Songs in all the wrong places

Country Western duets on Java

Terraced emerald rice paddies, swaying palm trees, dramatic volcanic mountains all whizz by as we listen to “Islands in the Stream.” Again and again and again.

After the fifth or so cycle of Kenny Rogers and Dolly Parton, I politely tap on the driver’s only other cassette and request a switch. He gives me a resigned look and pops in the Balinese folk music tape. An audible sigh passes from the lips of the other passengers as their eyes roll and they think: “the damn foreigner wants the folk music, give me a f**king break.”

“Hotel California” in a far-flung hotel bar

The only thing worse than hearing this Eagles’ song, is hearing it played by a live band in the lobby of your lonely hotel. And the only thing worse than that, is when the band replaces “Hotel California” with the name of the actual hotel you are staying at.

Heard several years ago in Kigali, Rwanda:

“Welcome to the Hotel Umubano! Such a lovely place, such a lovely face. Plenty of room at the Hotel Umubano. Any time of year you can find it here….

“Last thing I remember, I was running for the door, I had to find the passage back to the place I was before, relax said the nightman, we are programmed to receive. You can check out anytime you like, but you can never leave.”

When you hear the “Hotel California” intro-strains, the only smart move is to make a swift dash to your room. The endless BBC News loop is less depressing.

“All the Lonely People” in Ikea anywhere in the world

Moving to a new place (especially to an empty house awaiting a sea shipment) requires a trip to Ikea. However, the mid-week–why did I think it was a good idea to move yet again?–blues are not helped by hearing the Beatles’ “All the Lonely People” while wandering an empty Ikea.

“Ah, look at all the lonely people…”

Throw the cheapest set of punch metal forks, knives and spoons into the cart.

“Eleanor Rigby picks up the rice in the church where a wedding has been…lives in a dream…”

Debate whether to buy four ceramic plates. Remember the house has hard tiles floors.
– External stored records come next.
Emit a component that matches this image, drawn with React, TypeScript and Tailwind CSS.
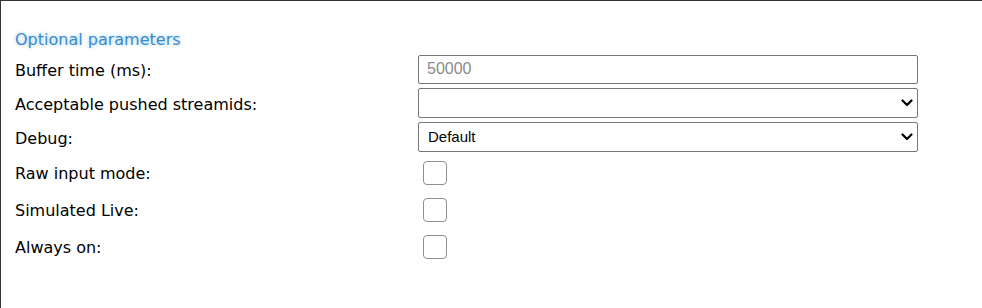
import { useState } from 'react'

function Chevron() {
  return (
    <svg
      className="pointer-events-none absolute right-[5px] top-1/2 -translate-y-1/2"
      width="12"
      height="8"
      viewBox="0 0 12 8"
      fill="none"
    >
      <path d="M1.5 1.5 6 6l4.5-4.5" stroke="#000" strokeWidth="2.2" strokeLinecap="round" strokeLinejoin="round" />
    </svg>
  )
}

function Row({ label, h, children }: { label: string; h: string; children: React.ReactNode }) {
  return (
    <div className={`flex items-center ${h}`}>
      <label className="w-[403px] shrink-0 pt-[3px]">{label}</label>
      {children}
    </div>
  )
}

export default function App() {
  const [buffer, setBuffer] = useState('')
  const [streamids, setStreamids] = useState('')
  const [debug, setDebug] = useState('default')
  const [flags, setFlags] = useState({ raw: false, live: false, always: false })

  const toggle = (k: keyof typeof flags) => setFlags({ ...flags, [k]: !flags[k] })

  const selectCls =
    'h-[30px] w-[500px] appearance-none rounded-[2px] border border-[#767676] bg-white pl-[9px] pr-6 text-[15px] text-black outline-none'

  return (
    <div
      className="h-[308px] w-[982px] border-t border-l border-[#333] bg-white pt-[29px] pl-[14px] text-[16px] text-[#000]"
      style={{ fontFamily: '"DejaVu Sans", sans-serif' }}
    >
      <h3 className="h-[22px] leading-[20px] text-[#3a8bcc] [text-shadow:0_0_4px_rgba(58,139,204,0.45)]">
        Optional parameters
      </h3>

      <Row label="Buffer time (ms):" h="h-[34px]">
        <input
          type="text"
          value={buffer}
          onChange={(e) => setBuffer(e.target.value)}
          placeholder="50000"
          className="h-[29px] w-[500px] rounded-[2px] border border-[#767676] px-[8px] text-[16px] text-black outline-none placeholder:text-[#8a8a8a]"
          style={{ fontFamily: '"Liberation Sans", Arial, sans-serif' }}
        />
      </Row>

      <Row label="Acceptable pushed streamids:" h="h-[34px]">
        <div className="relative">
          <select
            value={streamids}
            onChange={(e) => setStreamids(e.target.value)}
            className={selectCls}
            style={{ fontFamily: '"Liberation Sans", Arial, sans-serif' }}
          >
            <option value=""></option>
          </select>
          <Chevron />
        </div>
      </Row>

      <Row label="Debug:" h="h-[34px]">
        <div className="relative">
          <select
            value={debug}
            onChange={(e) => setDebug(e.target.value)}
            className={selectCls}
            style={{ fontFamily: '"Liberation Sans", Arial, sans-serif' }}
          >
            <option value="default">Default</option>
          </select>
          <Chevron />
        </div>
      </Row>

      {([
        ['raw', 'Raw input mode:'],
        ['live', 'Simulated Live:'],
        ['always', 'Always on:'],
      ] as const).map(([k, label]) => (
        <Row key={k} label={label} h="h-[37px]">
          <button
            type="button"
            onClick={() => toggle(k)}
            className="ml-[5px] flex h-[24px] w-[24px] items-center justify-center rounded-[4px] border border-[#8f8f8f] bg-white"
          >
            {flags[k] && <span className="text-[14px] leading-none">✓</span>}
          </button>
        </Row>
      ))}
    </div>
  )
}
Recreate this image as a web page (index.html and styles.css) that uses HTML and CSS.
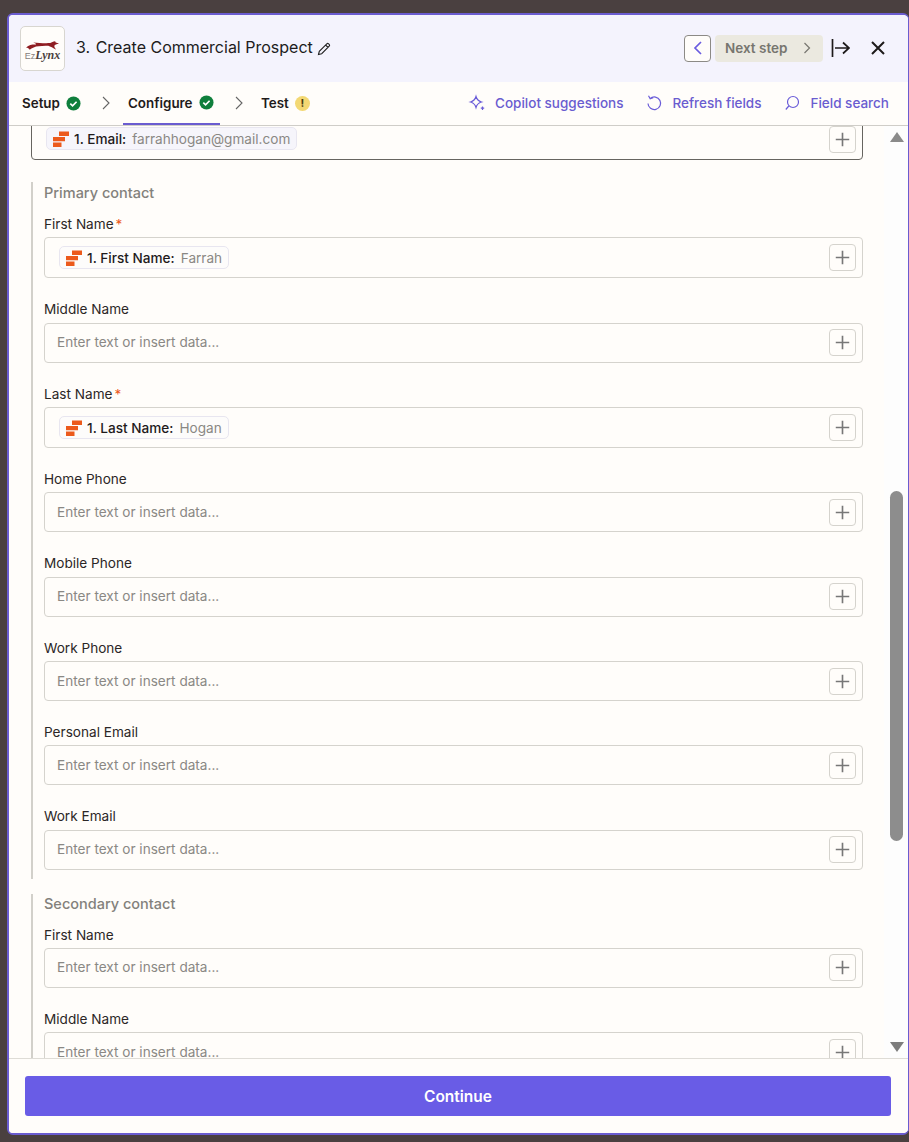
FILE: index.html
```html
<!DOCTYPE html>
<html lang="en">
<head>
<meta charset="utf-8">
<title>Create Commercial Prospect</title>
<link rel="stylesheet" href="styles.css">
</head>
<body>
<svg class="defs" width="0" height="0" aria-hidden="true">
  <symbol id="zap" viewBox="0 0 16 16">
    <path fill="#ec5a1c" d="M6 .5h10v4.500H6zM0 6h12v4.300H0zM0 11.500h8.500V16H0z" />
  </symbol>
  <symbol id="plus" viewBox="0 0 26 26">
    <path fill="none" stroke="#777" stroke-width="1.700" d="M13 6v14M6 13h14"/>
  </symbol>
  <symbol id="check" viewBox="0 0 16 16">
    <circle cx="8" cy="8" r="7.500" fill="#0f7f3c"/>
    <path fill="none" stroke="#fff" stroke-width="1.800" d="M4.600 8.200l2.400 2.300 4.300-4.400"/>
  </symbol>
</svg>
<div class="panel">
  <header class="head">
    <div class="logo">
      <svg class="cat" viewBox="0 0 34 9"><path fill="#8f1d22" d="M0 6.500C3 4 6 3.500 9 3.500 11 3.500 11 2.500 7.500 1.300 13 2 20 2.300 25 2 26.500 1 28 .5 30 0l.6 1.300L34 2.500l-3.300.9c-2.200.8-2 2.600.3 5.100-3-1.200-6-3-8-3.700-4-.4-7 .2-10 .5C9.500 5.500 6 7 3.800 9 3.200 7.500 1.800 6.800 0 6.500z"/></svg>
      <span class="logo-text"><span class="ez">Ez</span><span class="lynx">Lynx</span></span>
    </div>
    <h1 class="title"><span class="step">3.</span> Create Commercial Prospect</h1>
    <svg class="pencil" viewBox="0 0 14 14"><path fill="none" stroke="#222" stroke-width="1.100" d="M1.500 12.500l.8-3.200L9.800 1.800a1.300 1.300 0 0 1 1.800 0l.6.6a1.300 1.300 0 0 1 0 1.800L4.700 11.700zM8.600 3l2.400 2.400"/></svg>
    <div class="head-actions">
      <button class="prev" aria-label="Previous step"><svg viewBox="0 0 10 16"><path fill="none" stroke="#6a5ce0" stroke-width="1.700" d="M8 2L2 8l6 6"/></svg></button>
      <div class="next"><span>Next step</span><svg viewBox="0 0 8 12"><path fill="none" stroke="#77766f" stroke-width="1.200" d="M1.500 1l5 5-5 5"/></svg></div>
      <svg class="dock" viewBox="0 0 20 18"><path fill="none" stroke="#1d1a1a" stroke-width="1.700" d="M1.500 0v18M4 9h14M12 3.500L18 9l-6 5.500"/></svg>
      <svg class="close" viewBox="0 0 14 14"><path fill="none" stroke="#1d1a1a" stroke-width="2" d="M1 1l12 12M13 1L1 13"/></svg>
    </div>
  </header>
  <nav class="tabs">
    <div class="tab tab-setup"><span>Setup</span><svg class="status"><use href="#check"/></svg></div>
    <svg class="sep" viewBox="0 0 8 14"><path fill="none" stroke="#666" stroke-width="1.100" d="M1 1l6 6-6 6"/></svg>
    <div class="tab tab-active"><span>Configure</span><svg class="status"><use href="#check"/></svg></div>
    <svg class="sep" viewBox="0 0 8 14"><path fill="none" stroke="#666" stroke-width="1.100" d="M1 1l6 6-6 6"/></svg>
    <div class="tab tab-test"><span>Test</span><span class="warn">!</span></div>
    <div class="tools">
      <div class="tool"><svg class="tool-icon" viewBox="0 0 18 18"><path fill="none" stroke="#6a5cd8" stroke-width="1.200" d="M8 2.500c.8 2.800 2.700 4.700 5.500 5.500-2.800.8-4.700 2.700-5.500 5.500C7.200 10.700 5.300 8.800 2.500 8 5.300 7.200 7.200 5.300 8 2.500zM14.500 12.500v3.500M12.800 14.200h3.400"/></svg><span>Copilot suggestions</span></div>
      <div class="tool"><svg class="tool-icon" viewBox="0 0 18 18"><path fill="none" stroke="#6a5cd8" stroke-width="1.200" d="M5.200 4.500A6.300 6.300 0 1 1 3 9.500M3.500 1.800l1.700 2.900 3-1"/></svg><span>Refresh fields</span></div>
      <div class="tool"><svg class="tool-icon" viewBox="0 0 18 18"><circle cx="10" cy="8" r="5.500" fill="none" stroke="#6a5cd8" stroke-width="1.200"/><path fill="none" stroke="#6a5cd8" stroke-width="1.200" d="M5.800 12L2.800 15.500"/></svg><span>Field search</span></div>
    </div>
  </nav>
  <div class="body-row">
    <main class="form">
      <div class="box box-email">
        <span class="chip"><svg class="zap"><use href="#zap"/></svg><b>1. Email:</b><span class="val">farrahhogan@gmail.com</span></span>
        <button class="add" aria-label="Insert data"><svg><use href="#plus"/></svg></button>
      </div>
      <section class="group group-primary">
        <h2 class="group-title">Primary contact</h2>
        <div class="field"><label>First Name<i>*</i></label>
          <div class="box box-filled"><span class="chip"><svg class="zap"><use href="#zap"/></svg><b>1. First Name:</b><span class="val">Farrah</span></span><button class="add" aria-label="Insert data"><svg><use href="#plus"/></svg></button></div></div>
        <div class="field"><label>Middle Name</label>
          <div class="box"><span class="ph">Enter text or insert data...</span><button class="add" aria-label="Insert data"><svg><use href="#plus"/></svg></button></div></div>
        <div class="field"><label>Last Name<i>*</i></label>
          <div class="box box-filled"><span class="chip"><svg class="zap"><use href="#zap"/></svg><b>1. Last Name:</b><span class="val">Hogan</span></span><button class="add" aria-label="Insert data"><svg><use href="#plus"/></svg></button></div></div>
        <div class="field"><label>Home Phone</label>
          <div class="box"><span class="ph">Enter text or insert data...</span><button class="add" aria-label="Insert data"><svg><use href="#plus"/></svg></button></div></div>
        <div class="field"><label>Mobile Phone</label>
          <div class="box"><span class="ph">Enter text or insert data...</span><button class="add" aria-label="Insert data"><svg><use href="#plus"/></svg></button></div></div>
        <div class="field"><label>Work Phone</label>
          <div class="box"><span class="ph">Enter text or insert data...</span><button class="add" aria-label="Insert data"><svg><use href="#plus"/></svg></button></div></div>
        <div class="field"><label>Personal Email</label>
          <div class="box"><span class="ph">Enter text or insert data...</span><button class="add" aria-label="Insert data"><svg><use href="#plus"/></svg></button></div></div>
        <div class="field"><label>Work Email</label>
          <div class="box"><span class="ph">Enter text or insert data...</span><button class="add" aria-label="Insert data"><svg><use href="#plus"/></svg></button></div></div>
      </section>
      <section class="group group-secondary">
        <h2 class="group-title">Secondary contact</h2>
        <div class="field"><label>First Name</label>
          <div class="box"><span class="ph">Enter text or insert data...</span><button class="add" aria-label="Insert data"><svg><use href="#plus"/></svg></button></div></div>
        <div class="field"><label>Middle Name</label>
          <div class="box"><span class="ph">Enter text or insert data...</span><button class="add" aria-label="Insert data"><svg><use href="#plus"/></svg></button></div></div>
      </section>
    </main>
    <aside class="scrollbar">
      <span class="arrow-up"></span>
      <span class="thumb"></span>
      <span class="arrow-down"></span>
    </aside>
  </div>
  <footer class="foot"><button class="continue">Continue</button></footer>
</div>
</body>
</html>
```
FILE: styles.css
```css
* { box-sizing: border-box; }
html, body { margin: 0; height: 1142px; overflow: hidden; }
body {
  background: #4a4040;
  padding: 13px 0 7px 7px;
  font-family: Inter, "Liberation Sans", sans-serif;
  color: #1f1b1b;
}
.defs { position: absolute; }
.panel {
  height: 1122px;
  width: 902px;
  background: #fffdfa;
  border: 2px solid #6a5cd0;
  border-right-width: 1px;
  border-radius: 6px;
  display: flex;
  flex-direction: column;
  overflow: hidden;
}
.head {
  height: 67px;
  flex: none;
  background: #f4f3fd;
  display: flex;
  align-items: center;
  padding: 0 23px 1px 11px;
}
.logo {
  width: 45px;
  height: 45px;
  background: #fffdfa;
  border: 1px solid #d8d6d0;
  border-radius: 5px;
  display: flex;
  flex-direction: column;
  align-items: center;
  justify-content: center;
  padding-top: 6px;
}
.cat { width: 33px; height: 9px; flex: none; }
.logo-text { font-size: 12px; line-height: 10px; margin-top: 0; white-space: nowrap; }
.ez { font-family: "Liberation Sans", sans-serif; color: #85807c; font-size: 9px; }
.lynx { font-family: "Liberation Serif", serif; font-style: italic; font-weight: 700; color: #4b4140; }
.title {
  margin: 0 0 2px 11px;
  font-size: 16px;
  font-weight: 400;
  line-height: 20px;
  color: #201c1c;
}
.step { margin-right: 1px; }
.pencil { width: 14px; height: 14px; margin: 2px 0 0 4px; }
.head-actions { margin-left: auto; display: flex; align-items: center; }
.prev {
  width: 27px;
  height: 27px;
  padding: 0;
  background: #fffdfa;
  border: 1px solid #8c8a86;
  border-radius: 4px;
  display: flex;
  align-items: center;
  justify-content: center;
}
.prev svg { width: 10px; height: 16px; }
.next {
  width: 108px;
  height: 27px;
  margin-left: 4px;
  background: #ebe9e0;
  border-radius: 4px;
  display: flex;
  align-items: center;
  justify-content: space-between;
  padding: 0 12px 0 10px;
  font-size: 13.500px;
  font-weight: 600;
  color: #77766f;
}
.next svg { width: 8px; height: 12px; }
.dock { width: 20px; height: 18px; margin-left: 8px; }
.close { width: 14px; height: 14px; margin-left: 20px; }
.tabs {
  height: 44px;
  flex: none;
  display: flex;
  align-items: flex-start;
  border-bottom: 1px solid #cfcdc8;
  padding-left: 13px;
  font-size: 13.400px;
  font-weight: 600;
}
.tabs > .sep { margin-top: 14px; }
.tab { display: flex; align-items: center; gap: 6px; height: 42px; }
.tab-setup { width: 80px; }
.tab-active { width: 97px; height: 43px; padding: 0 0 0 5px; border-bottom: 2px solid #6a5cd0; }
.tab-test { margin-left: 18px; }
.sep { width: 8px; height: 14px; flex: none; }
.tab-active + .sep { margin-left: 15px; }
.tab-setup + .sep { margin-right: 13px; }
.status { width: 15px; height: 15px; }
.warn {
  width: 15px;
  height: 15px;
  border-radius: 50%;
  background: #f3d873;
  color: #4a3c10;
  font-size: 11px;
  font-weight: 700;
  text-align: center;
  line-height: 15px;
}
.tools { margin-left: auto; display: flex; align-items: center; height: 42px; gap: 22px; padding-right: 19px; font-size: 13.500px; font-weight: 500; color: #6a5cd0; }
.tool { display: flex; align-items: center; gap: 9px; }
.tool-icon { width: 18px; height: 18px; }
.body-row { flex: 1; min-height: 0; display: flex; overflow: hidden; }
.form { width: 875px; flex: none; padding-left: 22px; overflow: hidden; }
.box {
  width: 819px;
  height: 40px;
  border: 1px solid #d5d3cd;
  border-radius: 4px;
  display: flex;
  align-items: center;
  justify-content: space-between;
  padding: 0 6px 0 12px;
  background: #fffdfa;
}
.box-filled { height: 41px; padding-left: 14px; }
.box-email {
  width: 832px;
  height: 46px;
  margin-top: -12px;
  border-color: #66645f;
  padding: 3px 6px 0 14px;
}
.chip {
  display: inline-flex;
  align-items: center;
  height: 23px;
  border: 1px solid #e8e6f0;
  border-radius: 5px;
  background: #fdfcfb;
  padding: 0 6px 0 6px;
  font-size: 13.600px;
  color: #1f1b1b;
}
.chip b { font-weight: 500; font-size: 13.600px; }
.box-email .chip { background: #f6f5fb; height: 23px; }
.box-email .add { margin-top: 1px; }
.zap { width: 16px; height: 16px; margin-right: 5px; }
.val { margin-left: 6px; font-weight: 400; color: #8a8884; }
.add {
  width: 27px;
  height: 27px;
  padding: 0;
  background: #fffdfa;
  border: 1px solid #d5d3cd;
  border-radius: 4px;
  flex: none;
}
.add svg { display: block; width: 25px; height: 25px; }
.group {
  border-left: 2px solid #d2d0ca;
  padding-left: 11px;
}
.group-primary { margin-top: 22px; padding-top: 1px; height: 696.500px; }
.group-secondary { margin-top: 15px; }
.group-title {
  margin: 0;
  font-size: 14.500px;
  line-height: 20px;
  font-weight: 500;
  color: #83817c;
}
.field { margin-bottom: 20.950px; }
.group-title + .field { margin-top: 11px; }
.field label {
  display: block;
  font-size: 13.600px;
  line-height: 20px;
  font-weight: 400;
  margin-bottom: 3.400px;
  color: #2b2626;
}
.field label i { font-style: normal; color: #ec5a1c; margin-left: 2px; }
.ph { font-size: 13.600px; color: #8a8884; margin-bottom: 1px; }
.scrollbar {
  flex: 1;
  background: #fdfdfd;
  display: flex;
  flex-direction: column;
  align-items: center;
  padding: 6px 0 6px 1px;
}
.arrow-up, .arrow-down { width: 0; height: 0; border-left: 7.500px solid transparent; border-right: 7.500px solid transparent; }
.arrow-up { border-bottom: 10px solid #8a8a8a; }
.arrow-down { border-top: 10px solid #7d7d7d; }
.thumb { width: 13px; height: 350px; margin: 349px 0 auto; background: #8d8d8d; border-radius: 6.500px; }
.foot {
  height: 75px;
  flex: none;
  border-top: 1px solid #dedcd6;
  padding: 17px 16px 0 16px;
  background: #fffdfa;
}
.continue {
  width: 866px;
  height: 40px;
  border: 0;
  border-radius: 3px;
  background: #695ce6;
  color: #fff;
  font-family: Inter, "Liberation Sans", sans-serif;
  font-size: 15.500px;
  font-weight: 600;
}
```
Throw four cheap plastic plates meant for picnicking into the cart.

“All the lonely people, where do they all come from?…”

Pull three folding chairs from the tall shelves in the self-service area.

“All the lonely people, where do they all belong?…”

The three folding chairs slide off the bottom of the cart into someone’s leg in the check-out line.

“Eleanor Rigby died in the church and was buried along with her name…nobody came…”

The three folding chairs slide off again entering the elevator.

“All the lonely people, where do they all come from?”

Remind myself that the first four to six months after an international move are just plain hard.